There was no time to be neat and tidy during the cleanup. I indiscriminately collected everything that I assumed to be mine and stuffed it all into my backpack. I ripped the computer outlet from the wall, pressed the off button, and impatiently tapped my foot as I waited for the screen go black. A quick scan of the classroom and I was confident that I had gathered everything I needed.
The principal was in the copy room when I arrived with the laptop. When she turned around to meet me, I offered her the computer and then mumbled the words, “Here you go.”
“Thank — “
I didn’t let her finish. I turned away in a flourish and then left without another word.
When I finally stepped outside the confines of that place, the entire outside world was obscured from my sight by the black. Except for my little car. The only person, place, or thing that I can focus on as I skitter down the slope of the parking lot is my dark blue 2006 Hyundai Elantra, which is parked beneath a tree.

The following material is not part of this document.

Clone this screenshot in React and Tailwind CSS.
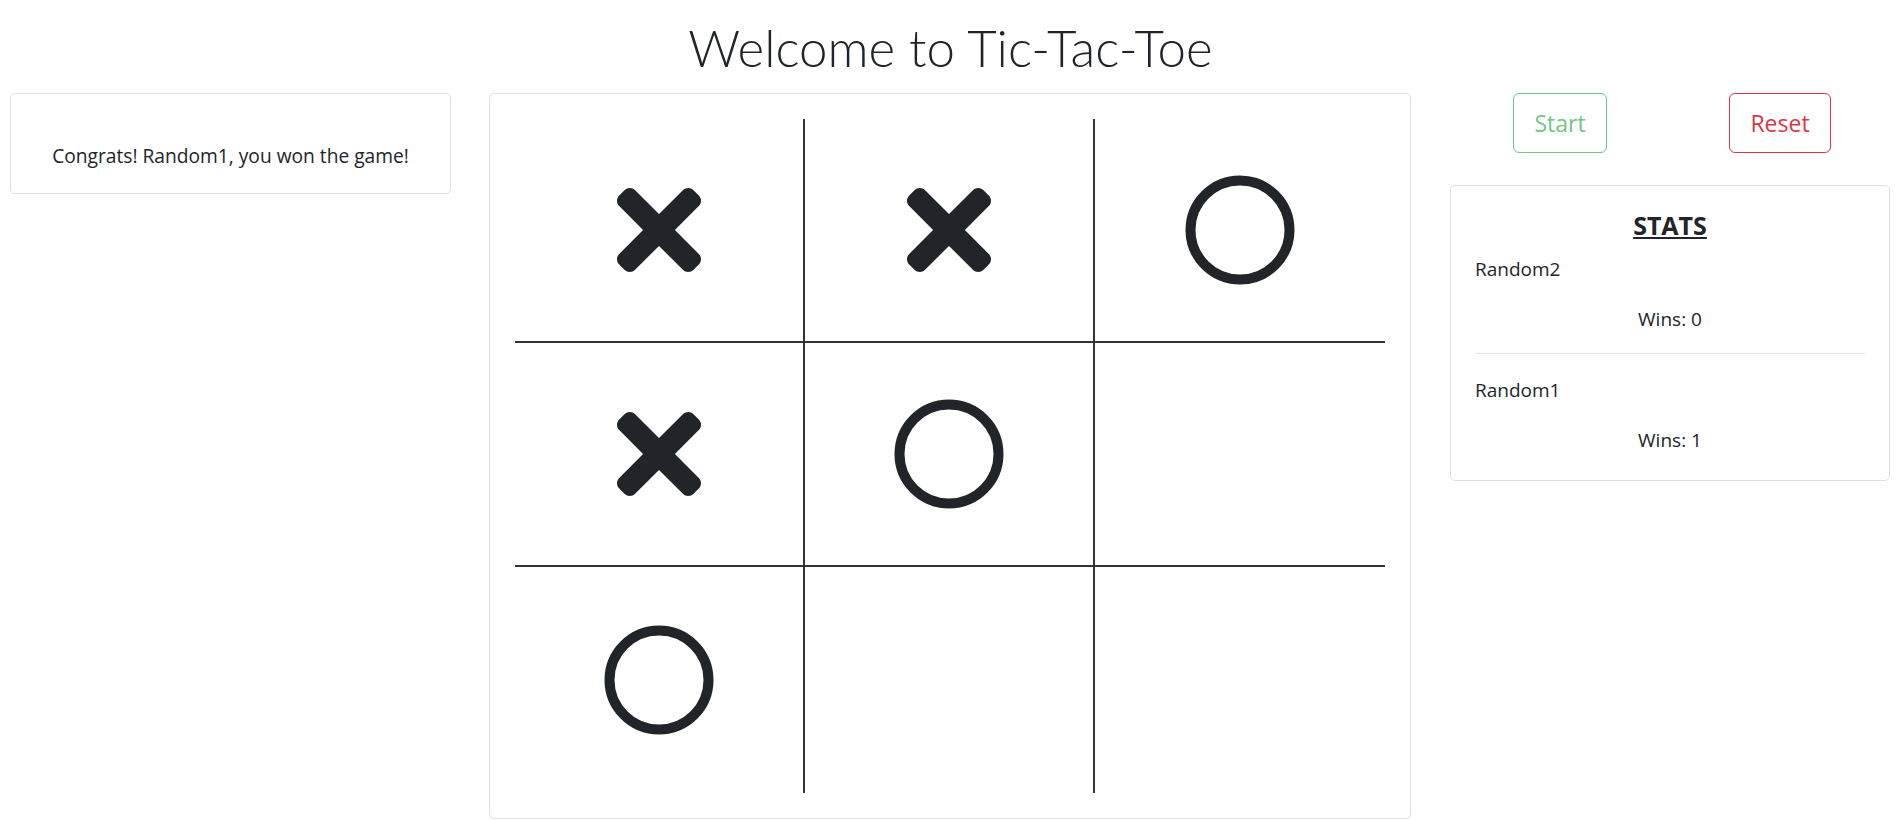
const board = ["x", "x", "o", "x", "o", "", "o", "", ""];

function Cross() {
  return (
    <svg width="84" height="84" viewBox="0 80 352 352" fill="#212529">
      <path d="M242.72 256l100.07-100.07c12.28-12.28 12.28-32.19 0-44.48l-22.24-22.24c-12.28-12.28-32.19-12.28-44.48 0L176 189.28 75.93 89.21c-12.28-12.28-32.19-12.28-44.48 0L9.21 111.45c-12.28 12.28-12.28 32.19 0 44.48L109.28 256 9.21 356.07c-12.28 12.28-12.28 32.19 0 44.48l22.24 22.24c12.28 12.28 32.2 12.28 44.48 0L176 322.72l100.07 100.07c12.28 12.28 32.2 12.28 44.48 0l22.24-22.24c12.28-12.28 12.28-32.19 0-44.48L242.72 256z" />
    </svg>
  );
}

function Circle() {
  return (
    <svg width="110" height="110" viewBox="0 0 110 110" fill="none">
      <circle cx="55" cy="55" r="49.5" stroke="#212529" strokeWidth="10" />
    </svg>
  );
}

export default function App() {
  return (
    <div
      className="min-h-screen bg-white text-[#212529]"
      style={{ fontFamily: '"Open Sans", "Noto Sans", sans-serif' }}
    >
      <h1
        className="text-center text-[51px] font-light leading-[72px] pt-[12px] mb-[9px]"
        style={{ fontFamily: 'Lato, "Open Sans", sans-serif' }}
      >
        Welcome to Tic-Tac-Toe
      </h1>

      <div className="flex items-start px-[10px]">
        {/* message */}
        <div className="w-[441px] border border-[#dfdfdf] rounded-[5px] pt-[47px] pb-[22px] text-center text-[19.2px] leading-[30px]">
          Congrats! Random1, you won the game!
        </div>

        {/* board */}
        <div className="w-[922px] ml-[38px] border border-[#dfdfdf] rounded-[5px] p-[25px]">
          <div className="grid grid-cols-[290px_290px_290px] grid-rows-[224px_224px_226px]">
            {board.map((v, i) => (
              <div
                key={i}
                className={
                  "flex items-center justify-center border-[#333333] " +
                  (i % 3 !== 2 ? "border-r-2 " : "") +
                  (i < 6 ? "border-b-2" : "")
                }
              >
                {v === "x" && <Cross />}
                {v === "o" && <Circle />}
              </div>
            ))}
          </div>
        </div>

        {/* controls + stats */}
        <div className="w-[440px] ml-[39px]">
          <div className="grid grid-cols-2 mb-[32px]">
            <div className="flex justify-center">
              <button
                disabled
                className="h-[60px] px-[20px] border border-[#28a745] text-[#28a745] opacity-65 rounded-[6px] text-[23px]"
              >
                Start
              </button>
            </div>
            <div className="flex justify-center">
              <button className="h-[60px] px-[20px] border border-[#dc3545] text-[#dc3545] rounded-[6px] text-[23px]">
                Reset
              </button>
            </div>
          </div>

          <div className="border border-[#dfdfdf] rounded-[5px] px-[24px] pt-[24px] pb-[25px] text-[19px] leading-[30px]">
            <h4 className="text-center text-[25px] font-bold underline leading-[30px] mb-[14px]">
              STATS
            </h4>
            <div>Random2</div>
            <div className="text-center mt-[20px]">Wins: 0</div>
            <hr className="border-t border-[#e5e5e5] mt-[19px] mb-[21px]" />
            <div>Random1</div>
            <div className="text-center mt-[20px]">Wins: 1</div>
          </div>
        </div>
      </div>
    </div>
  );
}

The sun shined down relentlessly onto the blacktop of the parking lot, causing the heat to rise. By the time I reached the driver’s side door of my car, the sweat is slipping down the front of my face, and my shirt has been soaked through. I felt the urge to rip the car door from its hinges as I pulled it open. I’m not strong enough rip off the car door, but the car does shake a bit from the force. I threw my backpack onto the passenger side, hunched forward and then plopped myself down on the seat. I slammed the door hard and the car shakes again. Once I was safely ensconced in my vehicle, I realized that I may not be ready to drive just yet. So, I placed both of my hands on the steering wheel while breathing deeply, bowed my head down, and started to squeeze the steering wheel as hard as I possibly can. I wanted to squeeze until it shattered into pieces.